One victim did stand out to Ted as not being a victim of the GRK: Amina Agisheff, saying, ‘it seems to me those circumstances, but not necessarily, eliminates Agisheff as a victim of the Riverman. This is most likely because at 36 she was older than many of the other victims, and the minute amount of time between Agisheff’s disappearance and that of Wendy Coffield.’ When Ridgway was in custody, detectives inquired about an unsolved murder just to see if he would confess; he denied it saying, ‘why if it isn’t mine? Because I have pride ….. in what I do, I don’t wanna take it from anybody else.’
About the convicted serial killer, Keppel said ‘Bundy was right on the money all the way around. He knew what to expect out of this guy. That’s the experience of a real killer.’ Reichert commented that Bundy had several traits in common with Ridgway, especially regarding his mindset: ‘first off, there’s no remorse. He doesn’t have any feelings toward anybody, his family included. And that’s what I saw in Bundy and what I saw in Ridgway.’ In an interview with the New York Times, Reichert said: ‘like Mr. Bundy… Mr. Ridgway craved attention and control and was prideful when discussing his killings.’

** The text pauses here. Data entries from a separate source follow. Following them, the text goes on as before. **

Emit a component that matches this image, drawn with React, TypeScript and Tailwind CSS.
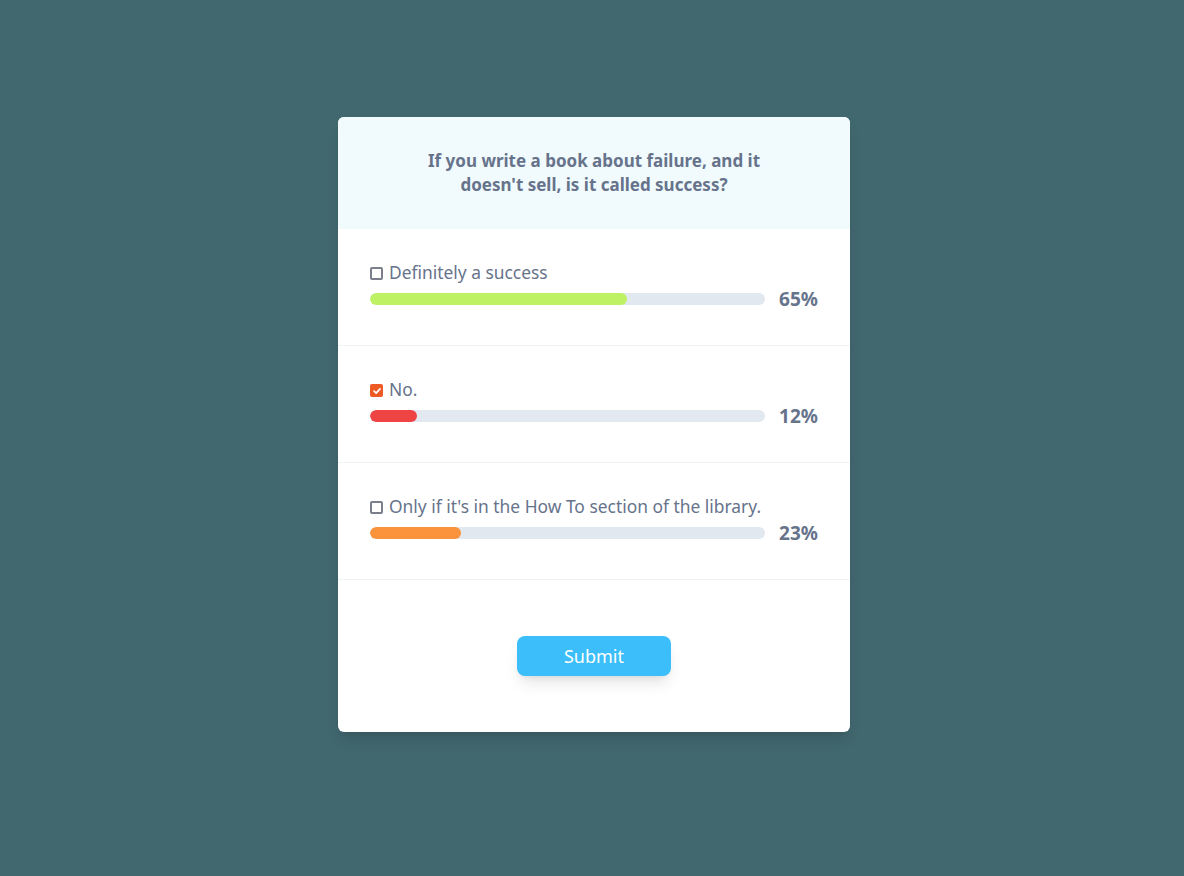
const options = [
  { label: "Definitely a success", percent: 65, bar: "bg-[#bef264]", checked: false },
  { label: "No.", percent: 12, bar: "bg-[#ef4444]", checked: true },
  { label: "Only if it's in the How To section of the library.", percent: 23, bar: "bg-[#fb923c]", checked: false },
];

function Checkbox({ checked }: { checked: boolean }) {
  if (checked) {
    return (
      <span className="mt-[2px] flex h-[13px] w-[13px] items-center justify-center rounded-[2px] bg-[#ee5a24]">
        <svg viewBox="0 0 12 12" className="h-[10px] w-[10px]" fill="none" stroke="white" strokeWidth="2" strokeLinecap="round" strokeLinejoin="round">
          <path d="M2.5 6.2 5 8.6 9.6 3.4" />
        </svg>
      </span>
    );
  }
  return <span className="mt-[2px] block h-[13px] w-[13px] rounded-[2px] border-2 border-[#7b7f8c] bg-white" />;
}

export default function App() {
  return (
    <div
      className="min-h-screen w-full bg-[#41676f] pt-[117px] pl-[338px]"
      style={{ fontFamily: '"Noto Sans", sans-serif' }}
    >
      <div className="w-[512px] overflow-hidden rounded-md bg-white shadow-lg">
        <div className="bg-[#f1fbfe] px-8 py-8 text-center text-[17px] font-bold leading-6 text-[#66738b]">
          If you write a book about failure, and it
          <br />
          doesn't sell, is it called success?
        </div>

        {options.map((o) => (
          <div key={o.label} className="border-b border-[#f1f2f4] px-8 pt-[31px] pb-[32px]">
            <label className="flex h-[25px] items-center gap-[6px] text-[17.4px] text-[#66738b]">
              <Checkbox checked={o.checked} />
              <span>{o.label}</span>
            </label>
            <div className="flex h-7 items-center">
              <div className="h-3 flex-1 overflow-hidden rounded-full bg-[#e2e8f0]">
                <div className={`h-3 rounded-full ${o.bar}`} style={{ width: `${o.percent}%` }} />
              </div>
              <span className="ml-3 w-[41px] text-right text-[19px] font-bold text-[#66738b]">{o.percent}%</span>
            </div>
          </div>
        ))}

        <div className="flex justify-center py-14">
          <button
            type="button"
            className="h-10 w-[154px] rounded-lg bg-[#3bbefa] text-lg text-white shadow-lg"
          >
            Submit
          </button>
        </div>
      </div>
    </div>
  );
}
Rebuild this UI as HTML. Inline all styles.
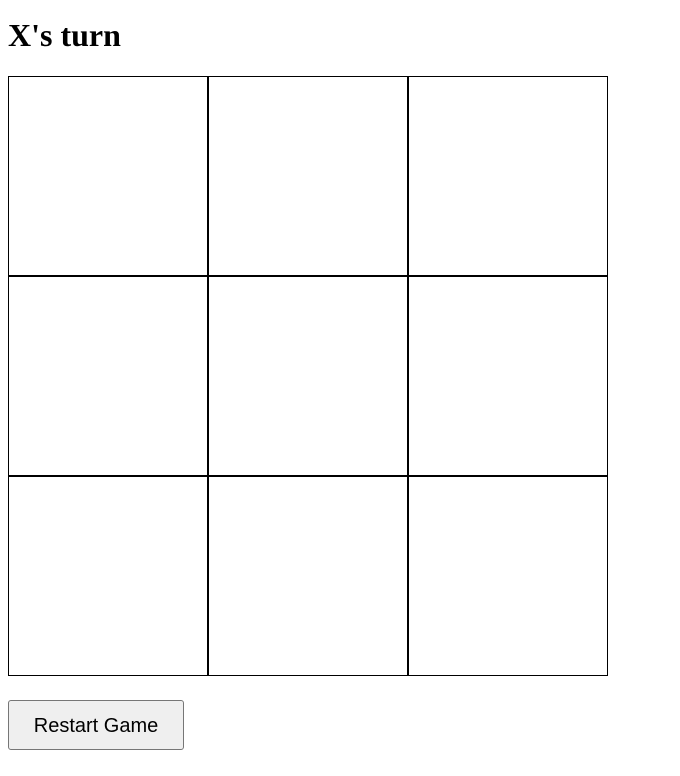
<!DOCTYPE html>
<html><head><style>
body{margin:0;background:#fff;}
h1{position:absolute;left:8px;top:15px;margin:0;font:bold 32px "Liberation Serif",serif;line-height:40px;color:#000;}
.grid{position:absolute;left:8px;top:76px;width:600px;height:600px;display:grid;grid-template-columns:200px 200px 200px;grid-template-rows:200px 200px 200px;}
.grid div{box-sizing:border-box;border:1px solid #000;background:#fff;}
button{position:absolute;left:8px;top:700px;width:176px;height:50px;box-sizing:border-box;border:1px solid #767676;border-radius:3px;background:#efefef;font:20px "Liberation Sans",sans-serif;color:#000;padding:2px 0 0 0;}
</style></head><body>
<h1>X's turn</h1>
<div class="grid"><div></div><div></div><div></div><div></div><div></div><div></div><div></div><div></div><div></div></div>
<button>Restart Game</button>
</body></html>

In 1985, Ridgway started seeing Judith Mawson after they met at the White Shutters Tavern; he eventually made her his third wife in 1988. Mawson claimed in a 2010 TV interview that when she moved into his house the floors were bare and there was no carpet. Detectives told her that Ridgway most likely wrapped a body in the carpet and never bothered to replace it. He did in fact bring most of his victims back to his house before murdering them. In that same interview, Mawson mentioned that her husband would frequently leave for work very early in the morning on some days, telling her it was for ‘overtime.’ She theorized that Gary must have committed some of his atrocities while allegedly working this early morning OT. Judith went on to say that she had no knowledge of his activities until she was contacted by detectives in 1987, even claiming to have had no knowledge of the Green River Killer at all due to the fact that she did not watch the news or read the paper.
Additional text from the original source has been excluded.